Trenching and excavation
Planning and protection will help workers stay safe
On April 29, 2022, two brothers died when the 10-foot-deep trench they were working in collapsed. The cave-in was discovered only after the homeowner arrived to check the progress of a barn construction project near Grand Rapids, MI.
Emergency responders needed several hours to recover the bodies of the two men, both of whom worked for their family’s company.
The two deaths were among the 39 caused by full/partial trench or excavation cave-ins in 2022, according to OSHA, and they marked a sobering increase from the 15 recorded in 2021.
The spike spurred the agency to launch enhanced enforcement initiatives.
“Every one of these tragedies could have been prevented had employers complied with OSHA standards,” agency administrator Doug Parker announced in a July 14 press release. “There simply is no excuse for ignoring safety requirements to prevent trench collapses and cave-ins, and leaving families, friends and co-workers to grieve when the solutions are so well-understood.”
The hazards of trenching and excavation
The hazards of trenching and excavation are well-established.

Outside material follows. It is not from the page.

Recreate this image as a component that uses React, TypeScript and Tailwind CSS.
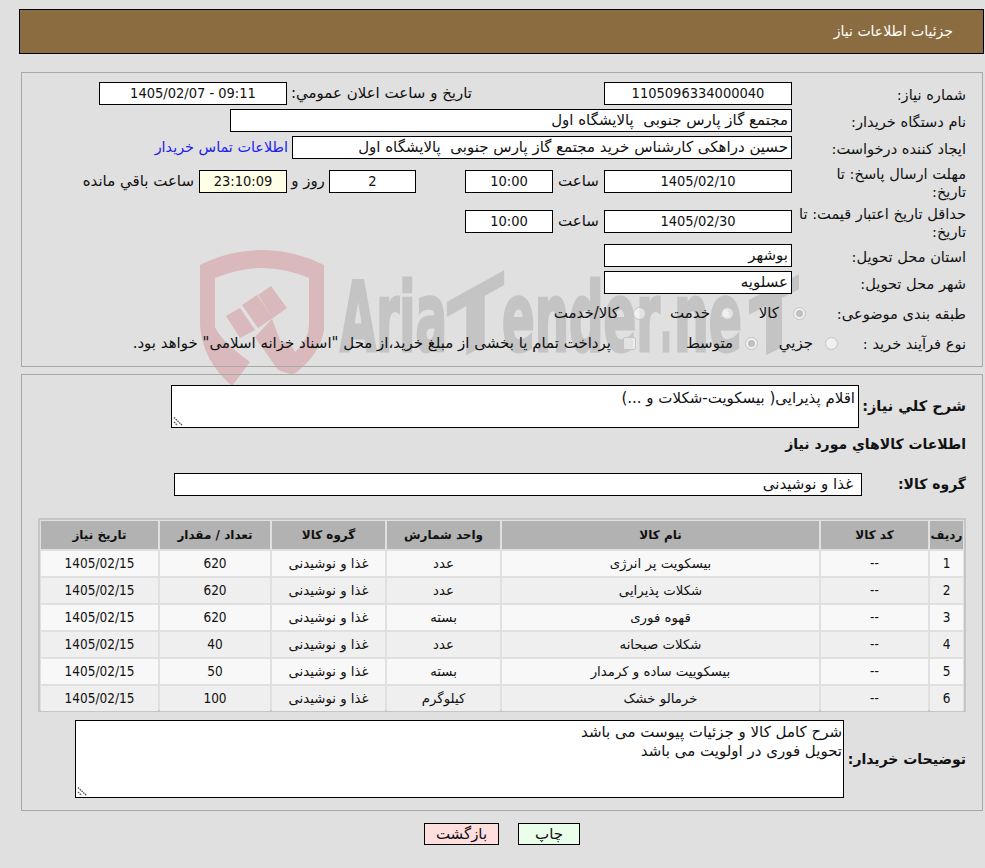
import React from "react";

function Box({ children, className = "", bg = "bg-white", latin }: { children?: React.ReactNode; className?: string; bg?: string; latin?: boolean }) {
  return (
    <div
      dir={latin ? "ltr" : undefined}
      className={`h-[23px] border border-black ${bg} flex items-center shrink-0 whitespace-pre leading-none ${latin ? "justify-center text-[14.5px] font-['DejaVu_Sans_Condensed','DejaVu_Sans',sans-serif]" : "px-[3px] text-[15px]"} ${className}`}
    >
      {children}
    </div>
  );
}

function Grip() {
  return (
    <svg className="absolute left-[1px] bottom-[1px]" width="10" height="9" viewBox="0 0 10 9">
      <path d="M1 0.5 L9.5 8.5 M1 5 L4.5 8.5" stroke="#555" strokeWidth="1.3" strokeDasharray="1.6 0.8" fill="none" />
    </svg>
  );
}

function Radio({ on }: { on?: boolean }) {
  return (
    <span className="w-[13px] h-[13px] rounded-full border border-[#c4c4c4] bg-white/50 flex items-center justify-center shrink-0">
      {on && <span className="w-[7px] h-[7px] rounded-full bg-[#c0c0c0]" />}
    </span>
  );
}

function Label({ children, className = "w-[190px]" }: { children: React.ReactNode; className?: string }) {
  return <div className={`shrink-0 pr-[16px] pt-[2px] text-[14.6px] leading-[18px] text-[#111] whitespace-nowrap ${className}`}>{children}</div>;
}

const rows = [
  ["1", "--", "بیسکویت پر انرژی", "عدد", "620"],
  ["2", "--", "شکلات پذیرایی", "عدد", "620"],
  ["3", "--", "قهوه فوری", "بسته", "620"],
  ["4", "--", "شکلات صبحانه", "عدد", "40"],
  ["5", "--", "بیسکوییت ساده و کرمدار", "بسته", "50"],
  ["6", "--", "خرمالو خشک", "کیلوگرم", "100"],
];

const heads = ["ردیف", "کد کالا", "نام کالا", "واحد شمارش", "گروه کالا", "تعداد / مقدار", "تاریخ نیاز"];
const num = "text-[13.5px] font-['DejaVu_Sans_Condensed','DejaVu_Sans',sans-serif]";

function Watermark() {
  const wm = "font-['DejaVu_Sans_Condensed','DejaVu_Sans',sans-serif]";
  return (
    <svg className="absolute left-[190px] top-[240px] pointer-events-none [direction:ltr]" width="620" height="150" viewBox="0 0 620 150">
      <path
        fill="#d9b9bb"
        fillRule="evenodd"
        d="M10 25 Q40 10 72 10 Q104 10 134 25 L134 90 Q130 115 103 135 L84 100 Q100 100 105 112 Q119 100 119 85 L119 38 Q95 28 72 28 Q49 28 25 38 L25 87 Q30 100 60 122 L42 146 Q12 120 10 85 Z"
      />
      <path fill="#d9b9bb" d="M36 76 L50 68 L65 90 L50 98 Z M52 65 L67 55 L83 78 L68 88 Z M68 55 L81 46 L97 68 L83 78 Z M65 97 L82 79 L103 135 L88 130 Z" />
      <g className={wm} fontWeight="700" fontSize="96" fill="#c4c4c4" stroke="#c4c4c4" strokeWidth="3">
        <text x="150" y="111" textLength="107" lengthAdjust="spacingAndGlyphs">Aria</text>
        <text x="258" y="124" fontSize="84" textLength="55" lengthAdjust="spacingAndGlyphs" transform="translate(258 62) skewY(-29) translate(-258 -62)">T</text>
        <text x="312" y="111" textLength="158" lengthAdjust="spacingAndGlyphs">ender</text>
        <text x="470" y="111" textLength="12" lengthAdjust="spacingAndGlyphs">.</text>
        <text x="484" y="111" textLength="68" lengthAdjust="spacingAndGlyphs">ne</text>
        <text x="560" y="122" fontSize="84" textLength="48" lengthAdjust="spacingAndGlyphs" transform="translate(560 60) skewY(-27) translate(-560 -60)">T</text>
      </g>
    </svg>
  );
}

export default function App() {
  return (
    <div dir="rtl" className="relative w-[985px] h-[868px] overflow-hidden bg-[#e0e0e0] text-[#111] font-['DejaVu_Sans',sans-serif] text-[15px]">
      <Watermark />
      <div className="relative">
        <div className="pt-[9px] pl-[19px] pr-[1px]">
          <div className="h-[45px] bg-[#8b6c41] border border-black flex items-center pr-[30px] text-white text-[14px]">جزئیات اطلاعات نیاز</div>
        </div>

        <div className="ml-[21px] mr-[2px] mt-[18px] h-[295px] border border-[#a8a8a8] pt-[9px]">
          <div className="flex items-center h-[23px]">
            <Label>شماره نیاز:</Label>
            <Box latin className="w-[188px]">1105096334000040</Box>
            <div className="w-[132px] shrink-0" />
            <div className="w-[180px] shrink-0 whitespace-nowrap">تاریخ و ساعت اعلان عمومي:</div>
            <Box latin className="w-[188px] mr-[5px]">1405/02/07 - 09:11</Box>
          </div>
          <div className="flex items-center h-[23px] mt-[4px]">
            <Label>نام دستگاه خریدار:</Label>
            <Box className="w-[562px]">مجتمع گاز پارس جنوبی  پالایشگاه اول</Box>
          </div>
          <div className="flex items-center h-[23px] mt-[4px]">
            <Label>ایجاد کننده درخواست:</Label>
            <Box className="w-[500px]">حسین دراهکی کارشناس خرید مجتمع گاز پارس جنوبی  پالایشگاه اول</Box>
            <a className="text-[#2222ee] mr-[4px] text-[14.4px] whitespace-nowrap">اطلاعات تماس خریدار</a>
          </div>
          <div className="flex items-center h-[23px] mt-[11px]">
            <Label>مهلت ارسال پاسخ: تا<br />تاریخ:</Label>
            <Box latin className="w-[188px]">1405/02/10</Box>
            <div className="w-[51px] shrink-0 text-center whitespace-nowrap">ساعت</div>
            <Box latin className="w-[88px]">10:00</Box>
            <div className="w-[49px] shrink-0" />
            <Box latin className="w-[87px]">2</Box>
            <div className="w-[42px] shrink-0 text-center whitespace-nowrap">روز و</div>
            <Box latin bg="bg-[#ffffe8]" className="w-[88px]">23:10:09</Box>
            <div className="mr-[5px] whitespace-nowrap">ساعت باقي مانده</div>
          </div>
          <div className="flex items-center h-[23px] mt-[17px]">
            <Label>حداقل تاریخ اعتبار قیمت: تا<br />تاریخ:</Label>
            <Box latin className="w-[188px]">1405/02/30</Box>
            <div className="w-[51px] shrink-0 text-center whitespace-nowrap">ساعت</div>
            <Box latin className="w-[88px]">10:00</Box>
          </div>
          <div className="flex items-center h-[23px] mt-[11px]">
            <Label>استان محل تحویل:</Label>
            <Box className="w-[188px]">بوشهر</Box>
          </div>
          <div className="flex items-center h-[23px] mt-[4px]">
            <Label>شهر محل تحویل:</Label>
            <Box className="w-[188px]">عسلویه</Box>
          </div>
          <div className="flex items-center h-[30px] mt-[4px]">
            <Label className="w-[176px]">طبقه بندی موضوعی:</Label>
            <Radio on />
            <div className="w-[18px] mr-[14px] whitespace-nowrap">کالا</div>
            <div className="mr-[27px]"><Radio /></div>
            <div className="w-[39px] mr-[11px] whitespace-nowrap">خدمت</div>
            <div className="mr-[25px]"><Radio /></div>
            <div className="mr-[14px] whitespace-nowrap">کالا/خدمت</div>
          </div>
          <div className="flex items-center h-[30px]">
            <Label className="w-[144px]">نوع فرآیند خرید :</Label>
            <Radio />
            <div className="w-[35px] mr-[12px] whitespace-nowrap">جزیي</div>
            <div className="mr-[20px]"><Radio on /></div>
            <div className="w-[45px] mr-[12px] whitespace-nowrap">متوسط</div>
            <span className="w-[13px] h-[13px] mr-[52px] shrink-0 border border-[#c4c4c4] bg-white/50 rounded-[2px]" />
            <div className="mr-[12px] whitespace-nowrap">پرداخت تمام یا بخشی از مبلغ خرید،از محل "اسناد خزانه اسلامی" خواهد بود.</div>
          </div>
        </div>

        <div className="ml-[21px] mr-[2px] mt-[7px] h-[437px] border border-[#a8a8a8]">
          <div className="flex items-center h-[43px] mt-[10px]">
            <div className="w-[123px] shrink-0 pr-[16px] font-bold text-[14.5px] whitespace-nowrap">شرح كلي نياز:</div>
            <div className="relative w-[688px] h-[43px] bg-white border border-black px-[3px] pt-[2px] text-[15px] leading-[20px]">
              اقلام پذیرایی( بیسکویت-شکلات و ...)
              <Grip />
            </div>
          </div>
          <div className="h-[18px] mt-[7px] pr-[16px] font-bold text-[14px] leading-[18px] whitespace-nowrap">اطلاعات كالاهاي مورد نياز</div>
          <div className="flex items-center h-[23px] mt-[20px]">
            <div className="w-[120px] shrink-0 pr-[16px] font-bold text-[14px] whitespace-nowrap">گروه کالا:</div>
            <Box className="w-[688px] pr-[8px]">غذا و نوشیدنی</Box>
          </div>
          <div className="mr-[16px] mt-[22px] w-[928px] h-[194px] border-2 border-[#c6c6c6]">
            <table className="w-[926px] -m-[1px] border-separate border-spacing-[2px] text-[13.3px] table-fixed">
              <colgroup>
                <col className="w-[33px]" />
                <col className="w-[107px]" />
                <col className="w-[317px]" />
                <col className="w-[113px]" />
                <col className="w-[113px]" />
                <col className="w-[110px]" />
                <col />
              </colgroup>
              <thead>
                <tr>
                  {heads.map((h) => (
                    <th key={h} className="h-[28px] bg-[#b2b2b2] font-bold text-center text-[12px] p-0 whitespace-nowrap">{h}</th>
                  ))}
                </tr>
              </thead>
              <tbody>
                {rows.map((r, i) => {
                  const c = `text-center p-0 ${i % 2 ? "bg-[#efefef]" : "bg-[#f8f8f8]"}`;
                  return (
                    <tr key={r[0]}>
                      <td className={`h-[25px] ${c} ${num}`}>{r[0]}</td>
                      <td className={`${c} ${num}`}>{r[1]}</td>
                      <td className={c}>{r[2]}</td>
                      <td className={c}>{r[3]}</td>
                      <td className={c}>غذا و نوشیدنی</td>
                      <td className={`${c} ${num}`}>{r[4]}</td>
                      <td className={`${c} ${num}`}>1405/02/15</td>
                    </tr>
                  );
                })}
              </tbody>
            </table>
          </div>
          <div className="flex items-center h-[78px] mt-[8px]">
            <div className="w-[138px] shrink-0 pr-[16px] font-bold text-[14px] whitespace-nowrap">توضیحات خریدار:</div>
            <div className="relative w-[769px] h-[78px] bg-white border border-black px-[1px] pt-[2px] text-[15px] leading-[19px]">
              <div>شرح کامل کالا و جزئیات پیوست می باشد</div>
              <div>تحویل فوری در اولویت می باشد</div>
              <Grip />
            </div>
          </div>
        </div>

        <div className="flex justify-center gap-[19px] mt-[12px] pl-[19px]">
          <button className="w-[62px] h-[22px] border border-black bg-[#eaffea] text-[15px] leading-none">چاپ</button>
          <button className="w-[75px] h-[22px] border border-black bg-[#ffdede] text-[15px] leading-none">بازگشت</button>
        </div>
      </div>
    </div>
  );
}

One is the sheer weight of soil. A cubic yard can weigh about 3,000 pounds. That’s as much as a car.
“The weight of soil is so heavy that it will crush you,” says a hazard alert from CPWR – The Center for Construction Research and Training. “You could die in minutes from a trench collapse, even if your head and arms are above the dirt.”
Another danger? The volatile nature of a trench or excavation. For example, water accumulation – from weather or from underground – can weaken the soil and lead to a cave-in.

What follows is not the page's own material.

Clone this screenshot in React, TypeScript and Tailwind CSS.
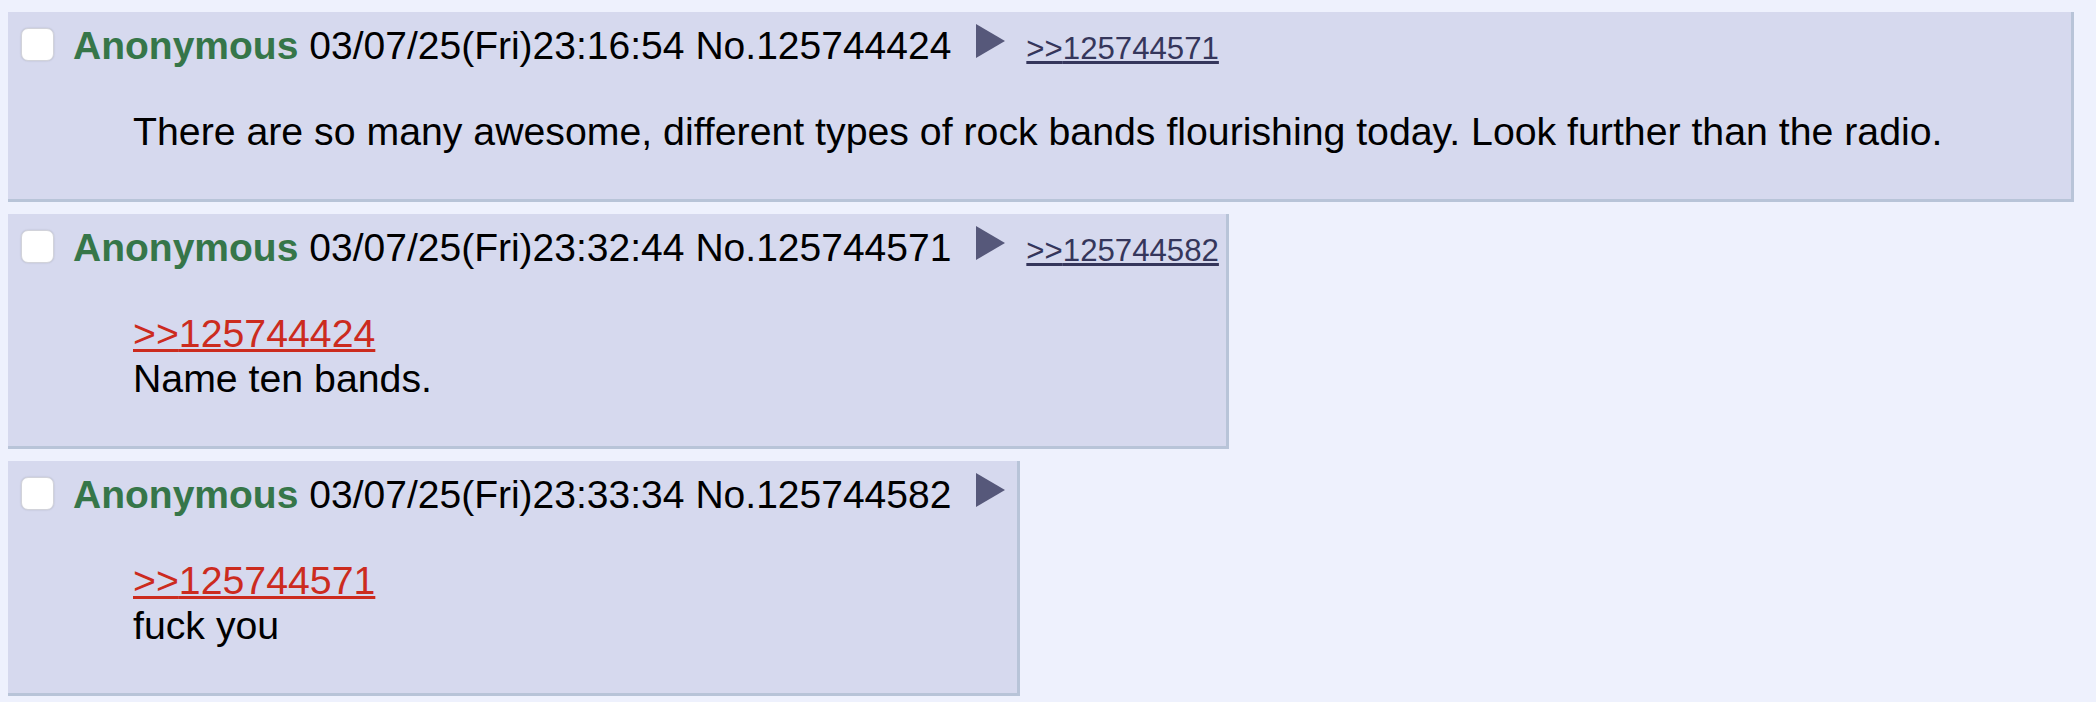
import React from 'react';

type Post = {
  no: string;
  date: string;
  backlinks: string[];
  quote?: string;
  text: string;
};

const posts: Post[] = [
  {
    no: '125744424',
    date: '03/07/25(Fri)23:16:54',
    backlinks: ['125744571'],
    text: 'There are so many awesome, different types of rock bands flourishing today. Look further than the radio.',
  },
  {
    no: '125744571',
    date: '03/07/25(Fri)23:32:44',
    backlinks: ['125744582'],
    quote: '125744424',
    text: 'Name ten bands.',
  },
  {
    no: '125744582',
    date: '03/07/25(Fri)23:33:34',
    backlinks: [],
    quote: '125744571',
    text: 'fuck you',
  },
];

const MenuArrow: React.FC = () => (
  <svg width="29" height="34" viewBox="0 0 29 34" className="mt-px ml-[25px] mr-[6px] shrink-0">
    <polygon points="0,0 29,17 0,34" fill="#56587a" />
  </svg>
);

const Reply: React.FC<{ post: Post }> = ({ post }) => (
  <div className="w-fit bg-[#d6d9ee] border-r-[3px] border-b-[3px] border-[#b8c4d8] p-[6px]">
    {/* post info row */}
    <div className="flex items-baseline h-[52px] pt-[5px] whitespace-nowrap text-[39px]">
      <input
        type="checkbox"
        className="self-start appearance-none mt-[5px] ml-[7px] mr-[19px] w-[33px] h-[33px] rounded-[7px] bg-white border border-[#d2d3da] shadow-[0_0_2px_rgba(0,0,0,0.15)] shrink-0"
      />
      <span className="font-bold text-[#367649]">Anonymous</span>
      <span className="ml-[11px]">{post.date}</span>
      <span className="ml-[11px]">No.{post.no}</span>
      <div className="self-start">
        <MenuArrow />
      </div>
      {post.backlinks.map((b) => (
        <a
          key={b}
          href={`#p${b}`}
          className="ml-[15px] mr-px text-[31.2px] leading-[36px] text-[#35365b] underline"
        >
          &gt;&gt;{b}
        </a>
      ))}
    </div>

    <blockquote className="my-[39px] ml-[119px] mr-[123px] whitespace-nowrap">
      {post.quote && (
        <a href={`#p${post.quote}`} className="block w-fit text-[#cc2b1e] underline">
          &gt;&gt;{post.quote}
        </a>
      )}
      <div>{post.text}</div>
    </blockquote>
  </div>
);

export default function App() {
  return (
    <div className="min-h-screen bg-[#eef1fd] pt-3 pl-2 flex flex-col gap-3 font-['Liberation_Sans',Arial,sans-serif] text-[39.25px] leading-[45px] text-black">
      {posts.map((p) => (
        <Reply key={p.no} post={p} />
      ))}
    </div>
  );
}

“A change can happen at a moment’s notice,” said Mike Kassman, director of OSHA and disaster response training at CPWR. “It’s going to happen faster than you can react.

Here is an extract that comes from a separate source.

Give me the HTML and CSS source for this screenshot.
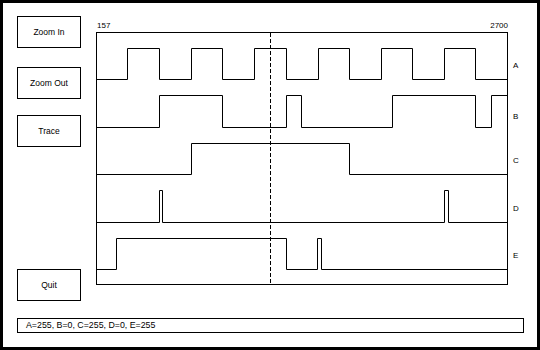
FILE: index.html
```html
<!DOCTYPE html>
<html lang="en">
<head>
    <meta charset="UTF-8">
    <title>Logic Trace</title>
    <link rel="stylesheet" href="styles.css">
</head>
<body>
    <div class="janela">
        <div class="linha">
            <!-- Botões à esquerda -->
            <div class="lateral">
                <button class="botao">Zoom In</button>
                <button class="botao botao-out">Zoom Out</button>
                <button class="botao botao-trace">Trace</button>
                <button class="botao botao-quit">Quit</button>
            </div>

            <!-- Área do gráfico (coordenadas iguais às da janela) -->
            <svg class="grafico" width="440" height="285" viewBox="88 16 440 285">
                <text class="rotulo" x="97" y="28">157</text>
                <text class="rotulo" x="508" y="28" text-anchor="end">2700</text>

                <rect class="moldura" x="96.5" y="32.5" width="411" height="252"/>

                <!-- A -->
                <polyline class="sinal" points="96.5,79.5 127.5,79.5 127.5,48.5 159.5,48.5 159.5,79.5 191.5,79.5 191.5,48.5 222.5,48.5 222.5,79.5 254.5,79.5 254.5,48.5 286.5,48.5 286.5,79.5 318.5,79.5 318.5,48.5 349.5,48.5 349.5,79.5 381.5,79.5 381.5,48.5 412.5,48.5 412.5,79.5 444.5,79.5 444.5,48.5 475.5,48.5 475.5,79.5 507.5,79.5"/>
                <!-- B -->
                <polyline class="sinal" points="96.5,127.5 159.5,127.5 159.5,95.5 222.5,95.5 222.5,127.5 286.5,127.5 286.5,95.5 301.5,95.5 301.5,127.5 392.5,127.5 392.5,95.5 475.5,95.5 475.5,127.5 491.5,127.5 491.5,95.5 507.5,95.5"/>
                <!-- C -->
                <polyline class="sinal" points="96.5,174.5 191.5,174.5 191.5,143.5 349.5,143.5 349.5,174.5 507.5,174.5"/>
                <!-- D -->
                <polyline class="sinal" points="96.5,222.5 159.5,222.5 159.5,190.5 162.5,190.5 162.5,222.5 444.5,222.5 444.5,190.5 448.5,190.5 448.5,222.5 507.5,222.5"/>
                <!-- E -->
                <polyline class="sinal" points="96.5,269.5 116.5,269.5 116.5,238.5 286.5,238.5 286.5,269.5 317.5,269.5 317.5,238.5 321.5,238.5 321.5,269.5 507.5,269.5"/>

                <!-- cursor -->
                <line class="cursor" x1="270.5" y1="33" x2="270.5" y2="285"/>

                <text class="rotulo" x="513" y="68">A</text>
                <text class="rotulo" x="513" y="118.5">B</text>
                <text class="rotulo" x="513" y="163">C</text>
                <text class="rotulo" x="513" y="210.5">D</text>
                <text class="rotulo" x="513" y="258">E</text>
            </svg>
        </div>

        <div class="status">A=255, B=0, C=255, D=0, E=255</div>
    </div>
</body>
</html>
```

FILE: styles.css
```css
body {
    margin: 0;
    background-color: #fff;
    font-family: "Liberation Sans", Arial, sans-serif;
    color: #000;
}

.janela {
    width: 540px;
    height: 350px;
    box-sizing: border-box;
    border: 3px solid #000; /* borda preta da janela */
    padding: 13px 0 0 14px;
}

.linha {
    display: flex;
    height: 285px;
}

.lateral {
    display: flex;
    flex-direction: column;
    width: 64px;
}

.botao {
    width: 64px;
    height: 32px;
    box-sizing: border-box;
    border: 1px solid #000;
    background-color: #fff;
    font-family: "Liberation Sans", Arial, sans-serif;
    font-size: 8.5px;
    color: #000;
    padding: 0;
}

.botao-out {
    margin-top: 19px;
}

.botao-trace {
    margin-top: 16px;
}

.botao-quit {
    margin-top: auto;
}

.grafico {
    display: block;
    margin-left: 7px;
}

.rotulo {
    font-family: "Liberation Sans", Arial, sans-serif;
    font-size: 8px;
    fill: #000;
}

.moldura,
.sinal {
    fill: none;
    stroke: #000;
    stroke-width: 1;
}

.cursor {
    stroke: #000;
    stroke-width: 1;
    stroke-dasharray: 4 2;
}

.status {
    margin-top: 17px;
    width: 507px;
    height: 15px;
    box-sizing: border-box;
    border: 1px solid #000;
    padding-left: 8px;
    font-size: 8.8px;
    line-height: 13px;
}
```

“A lot of folks, maybe young workers, think they can get out faster than they actually can.”
Hazards can also stem from:
- Construction equipment and machinery
- Buried electrical or gas lines
- Gases and fumes
Among the trenching and excavation deaths in OSHA’s Accident Search for 2022 were an electrocution, a worker who died of severe heat stroke, another who was struck by a falling concrete pipe and one who fell into a trench.
Is it a trench or an excavation?
OSHA defines an excavation as “any man-made cut, cavity, trench or depression in an earth surface that is formed by earth removal.” A trench, meanwhile, is “a narrow excavation (in relation to its length) made below the surface of the ground.”
Typically, a trench is deeper than it is wide, but that width when measured from the bottom is no greater than 15 feet.
“Every trench is an excavation, but not every excavation is a trench,” said Kenneth Koroll, a safety and occupational health specialist in OSHA’s Office of Construction Services.
Trenching and excavation protections
OSHA’s excavation standards are covered in 1926 Subpart P, which includes 1926.650-652 and Appendixes A-F.
Casey Perkins, assistant regional administrator of enforcement programs for OSHA Region 6, and Ralph DiNapoli, director of safety for construction company Columbia in North Reading, MA, both emphasized that OSHA standards are minimum compliance. Employers should aim to go beyond the minimum requirements – especially when it comes to trenching and excavation.
OSHA requires protective systems for excavations 5 feet or deeper, unless the excavation is composed entirely of stable rock. For excavations shallower than 5 feet, a protective system is required if a “competent person” finds any indication of a potential cave-in.
The main protective systems are:
Sloping: Cutting back the trench wall at an angle that’s inclined away from the excavation.
Benching: Forming one or a series of horizontal levels or steps into the sides of an excavation, usually with vertical or near-vertical surfaces between levels.
Shoring: Installing aluminum hydraulic or other types of supports to prevent soil movement and cave-ins.
Shielding: Using trench boxes or other supports to prevent cave-ins.
CPWR cautions that workers should never enter a trench unless it has been properly inspected. Once they’re in it, they should stay inside the protected areas only.
“Some types of soil are stable and some are not,” OSHA says. “When digging a trench, it’s important to know the type of soil you’re working with so you know how to properly slope, bench or shore the trench.”
Appendix A in 1926 Subpart P outlines the types of soils: stable rock and types A, B and C. The competent person has the responsibility of classifying the soil type.